-------- DATASET EXTRACT
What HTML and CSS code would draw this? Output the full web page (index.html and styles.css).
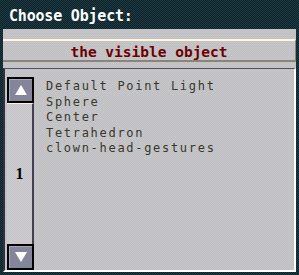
FILE: index.html
```html
<!DOCTYPE html>
<html lang="en">
<head>
  <meta charset="UTF-8">
  <title>Choose Object</title>
  <link rel="stylesheet" href="styles.css">
</head>
<body>
  <div class="window">
    <div class="title">Choose Object:</div>
    <div class="panel">
      <button type="button" class="current">the visible object</button>
      <div class="list">
        <div class="scrollbar">
          <div class="arrow">
            <svg width="14" height="12" viewBox="0 0 14 12"><polygon points="7,1 13,11 1,11" fill="#fff"/></svg>
          </div>
          <div class="track"><span class="page">1</span></div>
          <div class="arrow">
            <svg width="14" height="12" viewBox="0 0 14 12"><polygon points="1,1 13,1 7,11" fill="#fff"/></svg>
          </div>
        </div>
        <ul class="items">
          <li>Default Point Light</li>
          <li>Sphere</li>
          <li>Center</li>
          <li>Tetrahedron</li>
          <li>clown-head-gestures</li>
        </ul>
      </div>
    </div>
  </div>
</body>
</html>
```

FILE: styles.css
```css
body {
  margin: 0;
  background-color: #16303a;
}
.window {
  width: 299px;
  height: 275px;
  background: repeating-conic-gradient(#0c2230 0 25%, #1e3a3a 0 50%) 0 0 / 2px 2px;
}
.title {
  height: 29px;
  box-sizing: border-box;
  padding: 8px 0 0 9px;
  font-family: "DejaVu Sans Mono", monospace;
  font-weight: bold;
  font-size: 15px;
  letter-spacing: -0.2px;
  line-height: 17px;
  color: #fff;
}
.panel {
  margin: 0 3px;
  height: 243px;
  padding-top: 10px;
  box-sizing: border-box;
  display: flex;
  flex-direction: column;
  gap: 6px;
  background: repeating-conic-gradient(#bcbcd2 0 25%, #cac8b8 0 50%) 0 0 / 2px 2px;
}
.current {
  height: 23px;
  width: 100%;
  margin: 0;
  padding: 2px 0 0;
  border: none;
  border-top: 2px solid #fff6e0;
  border-bottom: 2px solid #8a8676;
  border-right: 1px solid #8a8676;
  background: transparent;
  font-family: "DejaVu Sans Mono", monospace;
  font-weight: bold;
  font-size: 14.5px;
  color: #6a0000;
  text-align: center;
}
.list {
  flex: 1;
  display: flex;
  border-top: 1px solid #505060;
  border-left: 2px solid #303040;
  border-right: 2px solid #fff;
  border-bottom: 2px solid #fff;
}
.scrollbar {
  width: 27px;
  margin-left: 2px;
  padding-top: 8px;
  display: flex;
  flex-direction: column;
}
.arrow {
  height: 26px;
  box-sizing: border-box;
  border: 2px solid #000;
  background-color: #84849a;
  box-shadow: inset 1px 1px 0 #a8a8bc;
  display: flex;
  align-items: center;
  justify-content: center;
}
.track {
  flex: 1;
  display: flex;
  align-items: center;
  justify-content: center;
  border-top: 1px solid #fff4dc;
  border-right: 2px solid #404050;
  background: repeating-conic-gradient(#c4c4d8 0 25%, #d0ccc0 0 50%) 0 0 / 2px 2px;
}
.page {
  font-family: "Liberation Serif", serif;
  font-weight: bold;
  font-size: 16px;
  color: #000;
}
.items {
  list-style: none;
  margin: 0;
  padding: 10px 0 0 12px;
  font-family: "DejaVu Sans Mono", monospace;
  font-size: 12px;
  letter-spacing: 1.7px;
  line-height: 15.5px;
  color: #38382e;
}
```
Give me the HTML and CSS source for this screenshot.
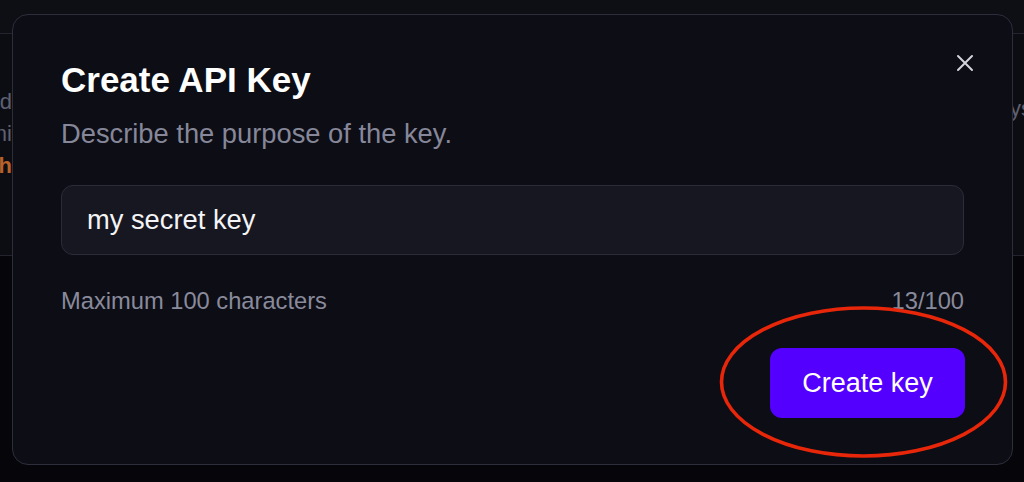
FILE: index.html
```html
<!DOCTYPE html>
<html lang="en">
<head>
<meta charset="utf-8">
<title>Create API Key</title>
<link rel="stylesheet" href="styles.css">
</head>
<body>
<div class="page">
  <div class="topbar"></div>
  <div class="card">
    <div class="card-left">
      <div class="bg-line bg-muted">Created</div>
      <div class="bg-line bg-muted">Admini</div>
      <div class="bg-line bg-accent">Each</div>
    </div>
    <div class="card-mid"></div>
    <div class="card-right">
      <div class="bg-line bg-muted">ys</div>
    </div>
  </div>
  <div class="rest"></div>
</div>

<div class="modal" role="dialog" aria-labelledby="dlg-title">
  <div class="modal-head">
    <h2 id="dlg-title" class="modal-title">Create API Key</h2>
    <button class="close-btn" aria-label="Close">
      <svg viewBox="0 0 24 24" width="24" height="24" aria-hidden="true">
        <path d="M5 5 L19 19 M19 5 L5 19" fill="none" stroke="#d4d5dc" stroke-width="2" stroke-linecap="round"/>
      </svg>
    </button>
  </div>
  <p class="modal-desc">Describe the purpose of the key.</p>
  <div class="field">my secret key</div>
  <div class="field-meta">
    <span>Maximum 100 characters</span>
    <span>13/100</span>
  </div>
  <div class="actions">
    <button class="primary-btn">Create key</button>
  </div>
</div>

<svg class="annotation" width="1024" height="482" viewBox="0 0 1024 482" aria-hidden="true">
  <ellipse cx="863.5" cy="382" rx="142" ry="74" fill="none" stroke="#e8260a" stroke-width="3.6"/>
</svg>
</body>
</html>
```

FILE: styles.css
```css
html, body {
  margin: 0;
  padding: 0;
}

body {
  width: 1024px;
  height: 482px;
  overflow: hidden;
  background: #06060a;
  font-family: "Liberation Sans", Arial, sans-serif;
  position: relative;
}

.page {
  display: flex;
  flex-direction: column;
  height: 482px;
}

.topbar {
  height: 33px;
  background: #0e0f15;
  border-bottom: 1px solid #23242e;
}

.card {
  height: 221px;
  background: #0c0d13;
  border-bottom: 1px solid #23242e;
  display: flex;
}

.card-left {
  width: 12px;
  overflow: hidden;
  display: flex;
  flex-direction: column;
  align-items: flex-end;
  padding-top: 55px;
  gap: 7px;
}

.card-mid {
  flex: 1;
}

.card-right {
  width: 14px;
  overflow: hidden;
  padding-top: 62px;
}

.bg-line {
  white-space: nowrap;
  font-size: 22px;
  line-height: 25px;
}

.bg-muted {
  color: #5f6070;
}

.bg-accent {
  color: #b8612a;
  font-weight: bold;
}

.rest {
  flex: 1;
  background: #06060a;
}

.modal {
  position: absolute;
  left: 12px;
  top: 14px;
  width: 1001px;
  height: 451px;
  box-sizing: border-box;
  background: #0c0d15;
  border: 1px solid #2c2e3c;
  border-radius: 16px;
  padding: 45px 48px 0 48px;
  display: flex;
  flex-direction: column;
}

.modal-head {
  display: flex;
  justify-content: space-between;
  align-items: flex-start;
}

.modal-title {
  margin: 0;
  font-size: 35px;
  line-height: 40px;
  font-weight: bold;
  color: #ffffff;
}

.close-btn {
  width: 24px;
  height: 24px;
  margin: -9px -13px 0 0;
  padding: 0;
  border: 0;
  background: none;
  display: flex;
}

.modal-desc {
  margin: 18px 0 0 0;
  font-size: 27.3px;
  line-height: 32px;
  color: #868799;
}

.field {
  margin-top: 35px;
  height: 70px;
  box-sizing: border-box;
  background: #161720;
  border: 1px solid #2a2c39;
  border-radius: 12px;
  padding: 0 25px;
  display: flex;
  align-items: center;
  font-size: 27.3px;
  line-height: 32px;
  color: #f4f4f6;
}

.field-meta {
  margin-top: 32px;
  display: flex;
  justify-content: space-between;
  font-size: 23.7px;
  line-height: 28px;
  color: #898a9b;
}

.actions {
  margin-top: 33px;
  display: flex;
  justify-content: flex-end;
  margin-right: -1px;
}

.primary-btn {
  width: 195px;
  height: 70px;
  border: 0;
  border-radius: 12px;
  background: #5300ff;
  color: #ffffff;
  font-family: "Liberation Sans", Arial, sans-serif;
  font-size: 27px;
  padding: 0;
}

.annotation {
  position: absolute;
  left: 0;
  top: 0;
  pointer-events: none;
}
```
----------------
> _WHAT YOU NEED TO DO_
Copy the whole listing above word for word but do not carry over the pictures.

> _RESULT_
What HTML and CSS code would draw this? Output the full web page (index.html and styles.css).
FILE: index.html
```html
<!DOCTYPE html>
<html lang="en">
<head>
  <meta charset="UTF-8">
  <title>Choose Object</title>
  <link rel="stylesheet" href="styles.css">
</head>
<body>
  <div class="window">
    <div class="title">Choose Object:</div>
    <div class="panel">
      <button type="button" class="current">the visible object</button>
      <div class="list">
        <div class="scrollbar">
          <div class="arrow">
            <svg width="14" height="12" viewBox="0 0 14 12"><polygon points="7,1 13,11 1,11" fill="#fff"/></svg>
          </div>
          <div class="track"><span class="page">1</span></div>
          <div class="arrow">
            <svg width="14" height="12" viewBox="0 0 14 12"><polygon points="1,1 13,1 7,11" fill="#fff"/></svg>
          </div>
        </div>
        <ul class="items">
          <li>Default Point Light</li>
          <li>Sphere</li>
          <li>Center</li>
          <li>Tetrahedron</li>
          <li>clown-head-gestures</li>
        </ul>
      </div>
    </div>
  </div>
</body>
</html>
```

FILE: styles.css
```css
body {
  margin: 0;
  background-color: #16303a;
}
.window {
  width: 299px;
  height: 275px;
  background: repeating-conic-gradient(#0c2230 0 25%, #1e3a3a 0 50%) 0 0 / 2px 2px;
}
.title {
  height: 29px;
  box-sizing: border-box;
  padding: 8px 0 0 9px;
  font-family: "DejaVu Sans Mono", monospace;
  font-weight: bold;
  font-size: 15px;
  letter-spacing: -0.2px;
  line-height: 17px;
  color: #fff;
}
.panel {
  margin: 0 3px;
  height: 243px;
  padding-top: 10px;
  box-sizing: border-box;
  display: flex;
  flex-direction: column;
  gap: 6px;
  background: repeating-conic-gradient(#bcbcd2 0 25%, #cac8b8 0 50%) 0 0 / 2px 2px;
}
.current {
  height: 23px;
  width: 100%;
  margin: 0;
  padding: 2px 0 0;
  border: none;
  border-top: 2px solid #fff6e0;
  border-bottom: 2px solid #8a8676;
  border-right: 1px solid #8a8676;
  background: transparent;
  font-family: "DejaVu Sans Mono", monospace;
  font-weight: bold;
  font-size: 14.5px;
  color: #6a0000;
  text-align: center;
}
.list {
  flex: 1;
  display: flex;
  border-top: 1px solid #505060;
  border-left: 2px solid #303040;
  border-right: 2px solid #fff;
  border-bottom: 2px solid #fff;
}
.scrollbar {
  width: 27px;
  margin-left: 2px;
  padding-top: 8px;
  display: flex;
  flex-direction: column;
}
.arrow {
  height: 26px;
  box-sizing: border-box;
  border: 2px solid #000;
  background-color: #84849a;
  box-shadow: inset 1px 1px 0 #a8a8bc;
  display: flex;
  align-items: center;
  justify-content: center;
}
.track {
  flex: 1;
  display: flex;
  align-items: center;
  justify-content: center;
  border-top: 1px solid #fff4dc;
  border-right: 2px solid #404050;
  background: repeating-conic-gradient(#c4c4d8 0 25%, #d0ccc0 0 50%) 0 0 / 2px 2px;
}
.page {
  font-family: "Liberation Serif", serif;
  font-weight: bold;
  font-size: 16px;
  color: #000;
}
.items {
  list-style: none;
  margin: 0;
  padding: 10px 0 0 12px;
  font-family: "DejaVu Sans Mono", monospace;
  font-size: 12px;
  letter-spacing: 1.7px;
  line-height: 15.5px;
  color: #38382e;
}
```
Give me the HTML and CSS source for this screenshot.
FILE: index.html
```html
<!DOCTYPE html>
<html lang="en">
<head>
<meta charset="utf-8">
<title>Create API Key</title>
<link rel="stylesheet" href="styles.css">
</head>
<body>
<div class="page">
  <div class="topbar"></div>
  <div class="card">
    <div class="card-left">
      <div class="bg-line bg-muted">Created</div>
      <div class="bg-line bg-muted">Admini</div>
      <div class="bg-line bg-accent">Each</div>
    </div>
    <div class="card-mid"></div>
    <div class="card-right">
      <div class="bg-line bg-muted">ys</div>
    </div>
  </div>
  <div class="rest"></div>
</div>

<div class="modal" role="dialog" aria-labelledby="dlg-title">
  <div class="modal-head">
    <h2 id="dlg-title" class="modal-title">Create API Key</h2>
    <button class="close-btn" aria-label="Close">
      <svg viewBox="0 0 24 24" width="24" height="24" aria-hidden="true">
        <path d="M5 5 L19 19 M19 5 L5 19" fill="none" stroke="#d4d5dc" stroke-width="2" stroke-linecap="round"/>
      </svg>
    </button>
  </div>
  <p class="modal-desc">Describe the purpose of the key.</p>
  <div class="field">my secret key</div>
  <div class="field-meta">
    <span>Maximum 100 characters</span>
    <span>13/100</span>
  </div>
  <div class="actions">
    <button class="primary-btn">Create key</button>
  </div>
</div>

<svg class="annotation" width="1024" height="482" viewBox="0 0 1024 482" aria-hidden="true">
  <ellipse cx="863.5" cy="382" rx="142" ry="74" fill="none" stroke="#e8260a" stroke-width="3.6"/>
</svg>
</body>
</html>
```

FILE: styles.css
```css
html, body {
  margin: 0;
  padding: 0;
}

body {
  width: 1024px;
  height: 482px;
  overflow: hidden;
  background: #06060a;
  font-family: "Liberation Sans", Arial, sans-serif;
  position: relative;
}

.page {
  display: flex;
  flex-direction: column;
  height: 482px;
}

.topbar {
  height: 33px;
  background: #0e0f15;
  border-bottom: 1px solid #23242e;
}

.card {
  height: 221px;
  background: #0c0d13;
  border-bottom: 1px solid #23242e;
  display: flex;
}

.card-left {
  width: 12px;
  overflow: hidden;
  display: flex;
  flex-direction: column;
  align-items: flex-end;
  padding-top: 55px;
  gap: 7px;
}

.card-mid {
  flex: 1;
}

.card-right {
  width: 14px;
  overflow: hidden;
  padding-top: 62px;
}

.bg-line {
  white-space: nowrap;
  font-size: 22px;
  line-height: 25px;
}

.bg-muted {
  color: #5f6070;
}

.bg-accent {
  color: #b8612a;
  font-weight: bold;
}

.rest {
  flex: 1;
  background: #06060a;
}

.modal {
  position: absolute;
  left: 12px;
  top: 14px;
  width: 1001px;
  height: 451px;
  box-sizing: border-box;
  background: #0c0d15;
  border: 1px solid #2c2e3c;
  border-radius: 16px;
  padding: 45px 48px 0 48px;
  display: flex;
  flex-direction: column;
}

.modal-head {
  display: flex;
  justify-content: space-between;
  align-items: flex-start;
}

.modal-title {
  margin: 0;
  font-size: 35px;
  line-height: 40px;
  font-weight: bold;
  color: #ffffff;
}

.close-btn {
  width: 24px;
  height: 24px;
  margin: -9px -13px 0 0;
  padding: 0;
  border: 0;
  background: none;
  display: flex;
}

.modal-desc {
  margin: 18px 0 0 0;
  font-size: 27.3px;
  line-height: 32px;
  color: #868799;
}

.field {
  margin-top: 35px;
  height: 70px;
  box-sizing: border-box;
  background: #161720;
  border: 1px solid #2a2c39;
  border-radius: 12px;
  padding: 0 25px;
  display: flex;
  align-items: center;
  font-size: 27.3px;
  line-height: 32px;
  color: #f4f4f6;
}

.field-meta {
  margin-top: 32px;
  display: flex;
  justify-content: space-between;
  font-size: 23.7px;
  line-height: 28px;
  color: #898a9b;
}

.actions {
  margin-top: 33px;
  display: flex;
  justify-content: flex-end;
  margin-right: -1px;
}

.primary-btn {
  width: 195px;
  height: 70px;
  border: 0;
  border-radius: 12px;
  background: #5300ff;
  color: #ffffff;
  font-family: "Liberation Sans", Arial, sans-serif;
  font-size: 27px;
  padding: 0;
}

.annotation {
  position: absolute;
  left: 0;
  top: 0;
  pointer-events: none;
}
```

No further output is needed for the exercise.